President Bush and Gates have settled on the nomination of Admiral Michael G. Mullen, currently Chief of Naval Operations and a member of the Joint Chiefs, to succeed Pace. Does he not share some responsibility with Pace for the past four years? Or was his service merely window dressing? Will Congress take a convenient pass, and refuse an inquiry into the Joint Chief's performances--with Admiral Mullen as a supposedly fully-functioning member?

Gates predictably described Mullen as a man with "vision, strategic insight, and [an] integrity to lead." Mullen's friends describe him as a "pragmatist"--that special Washingtonian stamp of approval. Mullen has said he weigh all options on the surge. But we have no word as to how and why; we have no knowledge that Mullen made his views known to either his peers, his underlings, or his superiors, including the President. Gates and the President do not know that this man will fully support or enlarge the current Iraq policies? That's hard to believe.

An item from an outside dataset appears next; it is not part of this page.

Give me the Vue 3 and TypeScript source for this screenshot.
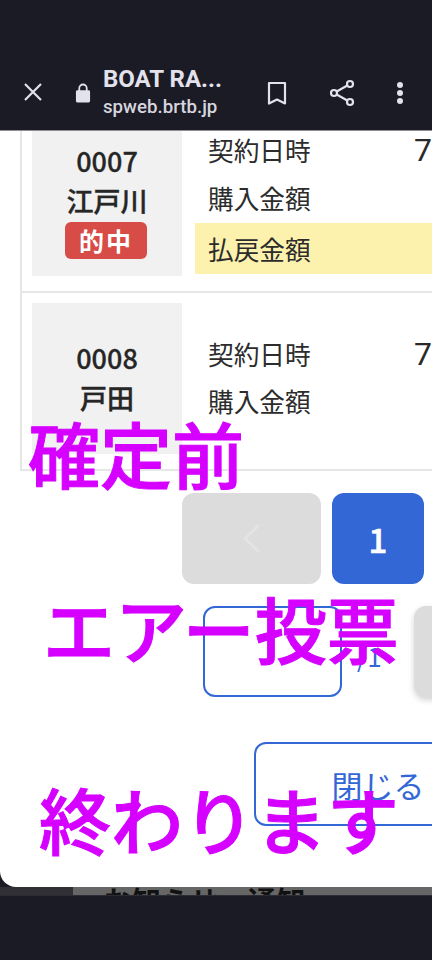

Levin's committee--including Senator Hillary Clinton, assuming she appears and reads the material--surely must question Admiral Mullen about those policies, and what he proposes to do now. They can heed John F. Kennedy's warning of exactly forty-five years ago. "The great enemy of the truth is very often not the lie--deliberate, contrived, and dishonest, but the myth--persistent, persuasive, and unrealistic," Kennedy warned. "Belief in myths allows the comfort of opinion without the discomfort of thought."

Now we have a new myth generating: We must remain in Iraq to "keep the peace." The Administration hints at various modes of maintaining our presence in the area, all underpinned by the example of our fifty-year "presence " in Korea.

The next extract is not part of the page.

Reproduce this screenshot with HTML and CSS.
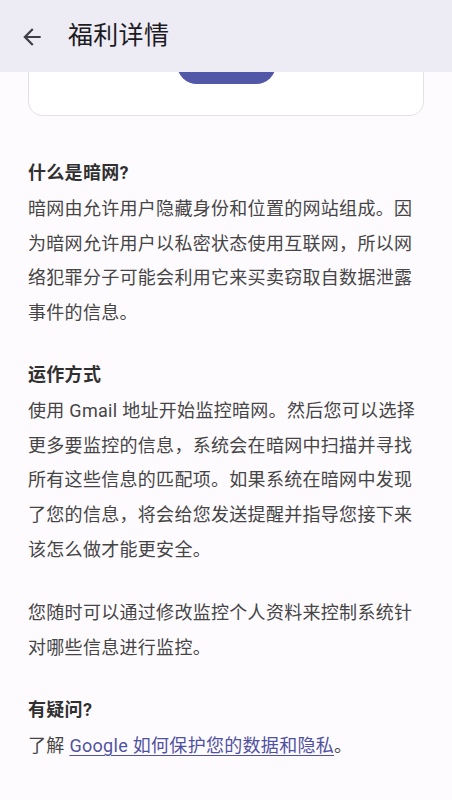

The Mullen hearings are expected to begin as early as July; they should offer an opportunity for the Democrats to fully question the Iraq adventure--and what is to come. Perhaps Mullen might expand on his May 2007 Pearl Harbor speech when he said,"the enemy now is basically evil and fundamentally hates...the democratic principles for which we stand.... This war is going to go on for a long time. It's a generational war." George W. Bush has to love this man.

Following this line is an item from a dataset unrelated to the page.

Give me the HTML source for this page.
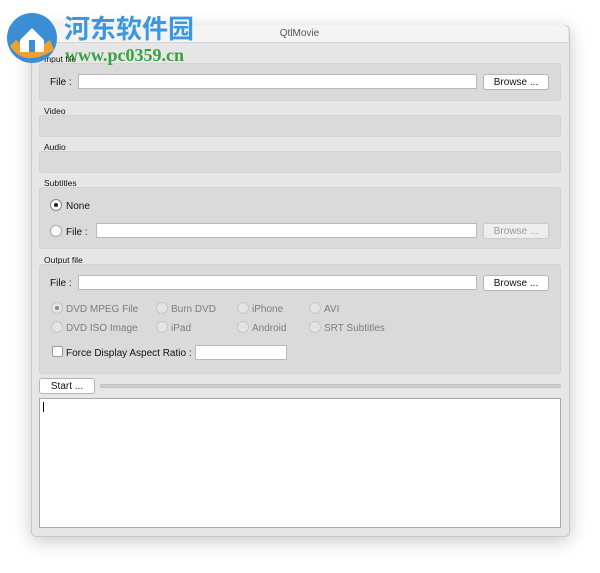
<!DOCTYPE html>
<html><head><style>
body{margin:0;width:600px;height:573px;background:#fff;position:relative;overflow:hidden;font-family:"Liberation Sans",Arial,sans-serif;font-size:11px;color:#111}
.a{position:absolute}
.win{left:31px;top:25px;width:537px;height:510px;background:#e6e6e6;border:1px solid #c8c8c8;border-radius:5px;box-shadow:0 4px 18px rgba(0,0,0,.22)}
.tb{left:31px;top:25px;width:537px;height:17px;background:#f4f4f4;border-bottom:1px solid #d6d6d6;border-radius:5px 5px 0 0;text-align:center;font-size:10px;color:#555;line-height:17px}
.g{left:39px;width:522px;background:#dadada;border-radius:3px;border:1px solid #d2d2d2;box-sizing:border-box}
.l{font-size:8.5px;left:44px}
.in{background:#fff;border:1px solid #b9b9b9;height:15px;box-sizing:border-box}
.bt{background:#fff;border:1px solid #b4b4b4;border-radius:3px;height:16px;box-sizing:border-box;text-align:center;line-height:15px;font-size:10px}
.r{width:12px;height:12px;border-radius:50%;border:1px solid #a8a8a8;background:#fff;box-sizing:border-box}
.d .r{background:#e4e4e4;border-color:#c6c6c6}
.d{color:#7c7c7c;font-size:10px}
</style></head><body>
<div class="a win"></div>
<div class="a tb">QtlMovie</div>
<div class="a l" style="top:54px">Input file</div>
<div class="a g" style="top:63px;height:38px"></div>
<div class="a" style="left:50px;top:77px;font-size:10px">File :</div>
<div class="a in" style="left:78px;top:74px;width:399px"></div>
<div class="a bt" style="left:483px;top:74px;width:66px">Browse ...</div>
<div class="a l" style="top:106px">Video</div>
<div class="a g" style="top:115px;height:22px"></div>
<div class="a l" style="top:142px">Audio</div>
<div class="a g" style="top:151px;height:22px"></div>
<div class="a l" style="top:178px">Subtitles</div>
<div class="a g" style="top:187px;height:62px"></div>
<div class="a r" style="left:50px;top:199px;border-color:#888"><div class="a" style="left:3px;top:3px;width:4px;height:4px;border-radius:50%;background:#222"></div></div>
<div class="a" style="left:66px;top:201px;font-size:10px">None</div>
<div class="a r" style="left:50px;top:225px"></div>
<div class="a" style="left:66px;top:227px;font-size:10px">File :</div>
<div class="a in" style="left:96px;top:223px;width:381px"></div>
<div class="a bt" style="left:483px;top:223px;width:66px;color:#999;border-color:#ccc;background:#eee">Browse ...</div>
<div class="a l" style="top:255px">Output file</div>
<div class="a g" style="top:264px;height:110px"></div>
<div class="a" style="left:50px;top:278px;font-size:10px">File :</div>
<div class="a in" style="left:78px;top:275px;width:399px"></div>
<div class="a bt" style="left:483px;top:275px;width:66px">Browse ...</div>
<div class="d">
<div class="a r" style="left:51px;top:302px"><div class="a" style="left:3px;top:3px;width:4px;height:4px;border-radius:50%;background:#888"></div></div>
<div class="a" style="left:66px;top:304px">DVD MPEG File</div>
<div class="a r" style="left:156px;top:302px"></div><div class="a" style="left:171px;top:304px">Burn DVD</div>
<div class="a r" style="left:237px;top:302px"></div><div class="a" style="left:252px;top:304px">iPhone</div>
<div class="a r" style="left:309px;top:302px"></div><div class="a" style="left:324px;top:304px">AVI</div>
<div class="a r" style="left:51px;top:321px"></div><div class="a" style="left:66px;top:323px">DVD ISO Image</div>
<div class="a r" style="left:156px;top:321px"></div><div class="a" style="left:171px;top:323px">iPad</div>
<div class="a r" style="left:237px;top:321px"></div><div class="a" style="left:252px;top:323px">Android</div>
<div class="a r" style="left:309px;top:321px"></div><div class="a" style="left:324px;top:323px">SRT Subtitles</div>
</div>
<div class="a" style="left:52px;top:346px;width:11px;height:11px;border:1px solid #999;border-radius:2px;background:#fff;box-sizing:border-box"></div>
<div class="a" style="left:66px;top:348px;font-size:10px">Force Display Aspect Ratio :</div>
<div class="a in" style="left:195px;top:345px;width:92px"></div>
<div class="a bt" style="left:39px;top:378px;width:56px">Start ...</div>
<div class="a" style="left:100px;top:384px;width:461px;height:4px;border-radius:2px;background:#cfcfcf;border:1px solid #c0c0c0;box-sizing:border-box"></div>
<div class="a" style="left:39px;top:398px;width:522px;height:130px;background:#fff;border:1px solid #a8a8a8;box-sizing:border-box"></div>
<div class="a" style="left:43px;top:402px;width:1px;height:10px;background:#000"></div>
<svg class="a" style="left:4px;top:10px" width="58" height="56" viewBox="0 0 58 56"><circle cx="28" cy="28" r="25" fill="#3a8fd4"/><path d="M6 36 Q20 58 50 40 L46 30 Q28 44 12 30Z" fill="#f0a030"/><path d="M16 30 L28 18 L40 30 L40 42 L16 42Z" fill="#fff"/><rect x="25" y="30" width="6" height="12" fill="#3a8fd4"/></svg>
<div class="a" style="left:64px;top:12px;font-family:'Noto Sans CJK SC',sans-serif;font-weight:bold;font-size:26px;color:#3d96e0;line-height:32px">河东软件园</div>
<div class="a" style="left:65px;top:45px;font-family:'Liberation Serif',serif;font-weight:bold;font-size:18px;color:#3aa040;line-height:20px">www.pc0359.cn</div>
</body></html>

For Levin and his colleagues a simple question begs a simple, direct answer. Committee Member Senator James Webb (D-VA) has said we must get out, but how we leave is of profound importance. So, what options can they offer other than the President's dire alternative of the fifty-year occupation, à la Korea? Democratic presidential candidates, ever reluctant to alienate the military and fearful of talk radio's right-wing pseudo-macho howls, sound like they are trying to revive the absurd "enclave strategy" from the Vietnam years. Candidate Bill Richardson has noted that other Democratic candidates differ among themselves on how many troops to leave behind. "I would leave zero troops. Not a single one," Richardson said recently. Senator Levin might ask Admiral Mullen to respond to that.

Mullen's nomination hearings should be an opportunity to debate our future course. How will we achieve troop withdrawal, or is withdrawal merely troop redeployment? President Bush repeatedly has said we will leave Iraq if we are asked. Does Mullen believe that--or is a more accurate, inevitable parallel the German occupation of Europe and we will leave only when we are forced out?